The suspension compliance is to cut out road roar and reduce the
magnitude of low speed thumps, to which radial tyres are particularly
susceptible, and the Renault bears out the theory in practice better
than most cars for which similar techniques are used.
The springs are very soft as they
must be to ensure a soft ride and the total travel very large. Anti-roll
bars at each end keep roll angles down to some extent but we felt they
could be strengthened without dire effects from excessive roll stiffness.
Roll is still the limiting factor on cornering speed as on dry roads the
adhesion, particularly with the new Michelins ZX tyres, is quite
remarkable; the discomfort of passengers or the protesting squeals from
the tyres are surer deterrents than the risk of breakaway. Often
prodigious under steer accompanies soft suspension but once set up the
Renault is virtually neutral because a mild initial understeer will
convert to a very slight and completely controllable oversteer at very
high speeds on long corners. This should not be confused with the
tuck-in which often occurs when lifting off with a fwd car because,
despite a sharper fall in power, the TS still shows almost negligible
response to sudden deceleration, Until we raised the tyre pressure a
little above recommended we found the tyre squeal rather embarrassing
even within the confines of city speed limits.
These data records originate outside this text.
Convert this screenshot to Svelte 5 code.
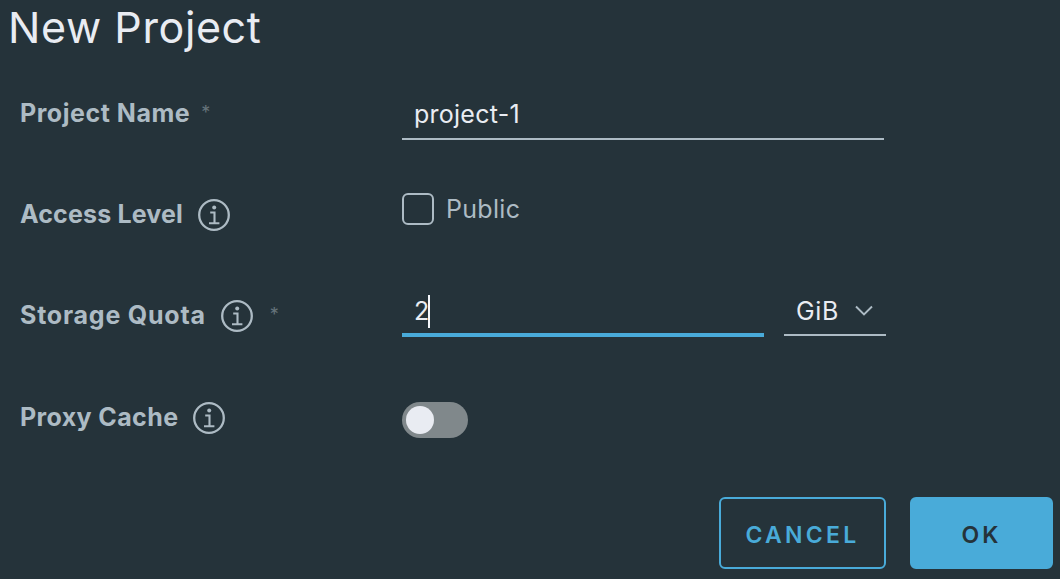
<script>
  let name = $state('project-1');
  let quota = $state('2');
  let unit = $state('GiB');
  let isPublic = $state(false);
  let proxy = $state(false);
</script>

{#snippet info()}
  <svg class="info" viewBox="0 0 32 32" width="32" height="32" fill="none" stroke="currentColor">
    <circle cx="16" cy="16" r="14.8" stroke-width="2.3" />
    <circle cx="16.2" cy="8.4" r="2" fill="currentColor" stroke="none" />
    <path d="M12.2 13.5h4.3v10.2M11 24.2h10.4" stroke-width="2.1" />
  </svg>
{/snippet}

<main>
  <h1>New Project</h1>
  <form>
    <div class="row">
      <div class="label"><span class="n1">Project Name</span><sup class="s1">*</sup></div>
      <div class="field name"><span class="value v1">{name}</span></div>
    </div>
    <div class="row">
      <div class="label"><span class="n2">Access Level</span>{@render info()}</div>
      <div class="check" role="checkbox" tabindex="-1" aria-checked={isPublic}>
        <i class="box"></i><span>Public</span>
      </div>
    </div>
    <div class="row">
      <div class="label"><span class="n3">Storage Quota</span>{@render info()}<sup class="s3">*</sup></div>
      <div class="quota">
        <div class="field active"><span class="value v2">{quota}</span><i class="caret"></i></div>
        <div class="field select">
          <span class="value v3">{unit}</span>
          <svg viewBox="0 0 18 12" width="18" height="12" fill="none" stroke="#adbbc4" stroke-width="1.9"><path d="M1 1.5l8 8 8-8" /></svg>
        </div>
      </div>
    </div>
    <div class="row">
      <div class="label"><span class="n4">Proxy Cache</span>{@render info()}</div>
      <div class="toggle" class:on={proxy}><i></i></div>
    </div>
  </form>
  <footer>
    <button class="cancel">CANCEL</button>
    <button class="ok">OK</button>
  </footer>
</main>

<style>
  :global(body) { background: #25333a; }
  main {
    box-sizing: border-box;
    width: 1060px;
    height: 579px;
    overflow: hidden;
    background: #25333a;
    color: #adbbc4;
    font-family: Inter, sans-serif;
  }
  h1 {
    margin: 0;
    height: 63px;
    padding-left: 8px;
    box-sizing: border-box;
    font-size: 43px;
    line-height: 55px;
    font-weight: 380;
    letter-spacing: 0.6px;
    color: #e9ecf2;
    white-space: nowrap;
  }
  form { padding-left: 20px; }
  .row {
    display: grid;
    grid-template-columns: 382px 1fr;
    align-items: start;
    height: 101.4px;
  }
  .label {
    display: flex;
    align-items: center;
    height: 32px;
    margin-top: 33.6px;
    font-size: 25px;
    font-weight: 660;
    line-height: 32px;
    white-space: nowrap;
  }
  .n1 { letter-spacing: 0.53px; }
  .n2 { letter-spacing: 0.15px; }
  .n3 { letter-spacing: 0.78px; }
  .n4 { letter-spacing: 0.38px; }
  .info { flex: none; margin-top: 2px; margin-left: 15px; }
  sup { font-size: 18px; font-weight: 400; line-height: 18px; color: #65737a; }
  .s1 { margin-left: 11px; }
  .s3 { margin-left: 17px; }
  .field {
    box-sizing: border-box;
    display: flex;
    align-items: center;
    border-bottom: 2px solid #adbbc4;
    padding-left: 12px;
    color: #e9ecf2;
    font-size: 25px;
    line-height: 32px;
    white-space: nowrap;
  }
  .value { padding-bottom: 2px; }
  .v1 { letter-spacing: 0.25px; }
  .v3 { letter-spacing: 0.7px; padding-bottom: 4px; }
  .name { width: 482px; height: 48px; margin-top: 29px; }
  .check {
    display: flex;
    align-items: center;
    gap: 12px;
    margin-top: 29px;
    height: 32px;
    font-size: 25px;
    line-height: 32px;
    letter-spacing: 0.3px;
  }
  .box {
    box-sizing: border-box;
    width: 32px;
    height: 32px;
    border: 2px solid #adbbc4;
    border-radius: 6px;
  }
  .quota { display: flex; gap: 20px; margin-top: 27px; align-items: flex-start; }
  .active { width: 362px; height: 44px; border-bottom: 4px solid #49abd9; }
  .v2 { padding-bottom: 3px; }
  .caret { width: 2px; height: 33px; margin: 0 0 2px -1px; background: #f4f6fa; }
  .select { width: 102px; height: 43px; justify-content: space-between; padding-right: 13px; }
  .select svg { margin-bottom: 4px; }
  .toggle {
    box-sizing: border-box;
    width: 66px;
    height: 36px;
    margin-top: 35px;
    padding: 4px;
    border-radius: 18px;
    background: #80888b;
  }
  .toggle i { display: block; width: 28px; height: 28px; border-radius: 50%; background: #e9ecf2; }
  .toggle.on i { margin-left: auto; }
  footer { display: flex; justify-content: flex-end; gap: 24px; padding-right: 7px; margin-top: 28.7px; }
  button {
    box-sizing: border-box;
    height: 72px;
    border: 2px solid #49abd9;
    border-radius: 6px;
    font: 600 23px Inter, sans-serif;
    letter-spacing: 3px;
    padding: 4px 0 0;
  }
  .cancel { width: 167px; background: transparent; color: #49abd9; letter-spacing: 3.3px; }
  .ok { width: 143px; background: #49abd9; color: #25333a; }
</style>
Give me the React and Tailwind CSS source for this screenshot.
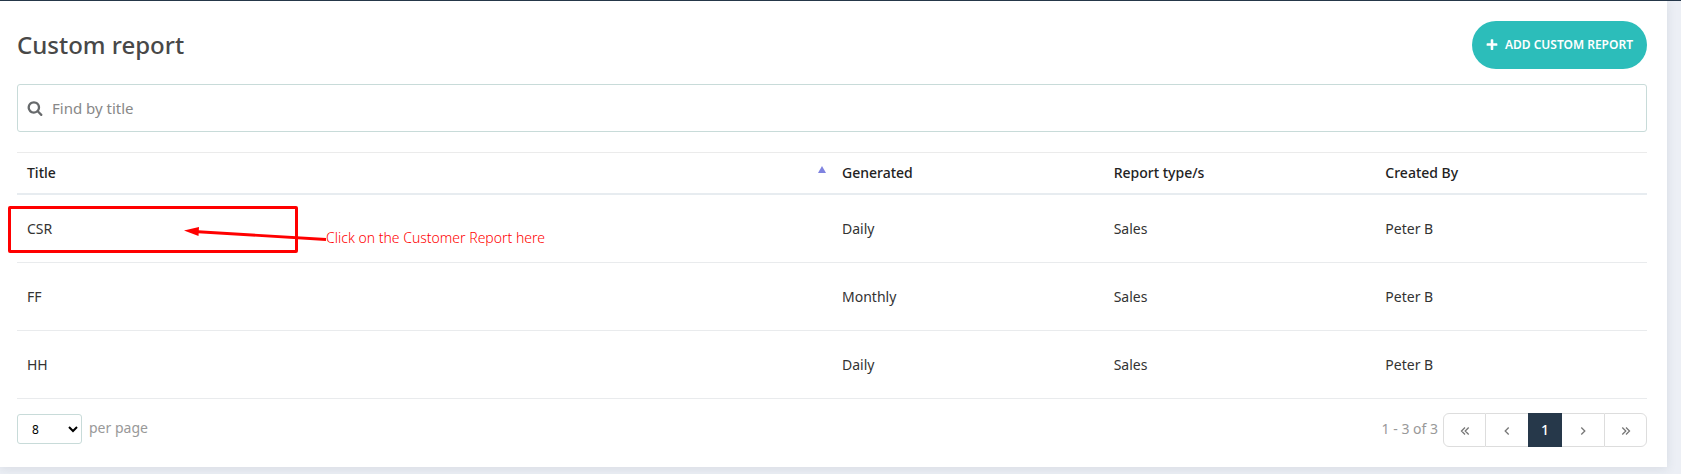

The steering is also at
its worst under these conditions because in addition to being rather low
geared and a little on the heavy side, castor effects are greatly
influenced by the lock and power applied; accelerating hard out of tight
corners provokes quite savage self-centring and care must be exercised
not to let the steering wheel slip back through the hands too quickly.
Most of these traits disappear on the open road, the steering feels
lighter and pleasantly geared and the car can be hustled round corners
with considerable verve though it could be caught out by S-bends
lurching from side tot side with the roll transition.
The ZX tyres grip well in the wet
and their breakaway point is less precipitous than the previous
X-pattern. On light or trailing throttle, the Renault will corner inside
many saloons on a slippery surface but too sudden application of power
could break traction at the front end and then the car would run wide.
Occasionally, when a high roll angle was induced on a wet road, the
inside front wheel would lift or break traction and spin away the excess
power, an effect we found very difficult to provoke on a dry surface.
To help stop the car from higher
speeds, the front discs are 0,125 in. bigger in thickness and diameter
and fitted with a servo. This brings pedal load required for a 0,5g stop
down from nearly 50 lb. to 30 lb. although persistent locking of the
front brakes (effectively prevented at the rear by the pressure relief
valve) would not permit a maximum better than 0.9g. The brakes were
unaffected by our fade test and survived the after splash with a small
rise in pressure. The handbrake is a rather unsatisfactory affair
awkward to reach under the facia and would not hold the car on the 1 in
3 gradient though, on the test car, it was obviously out of adjustment.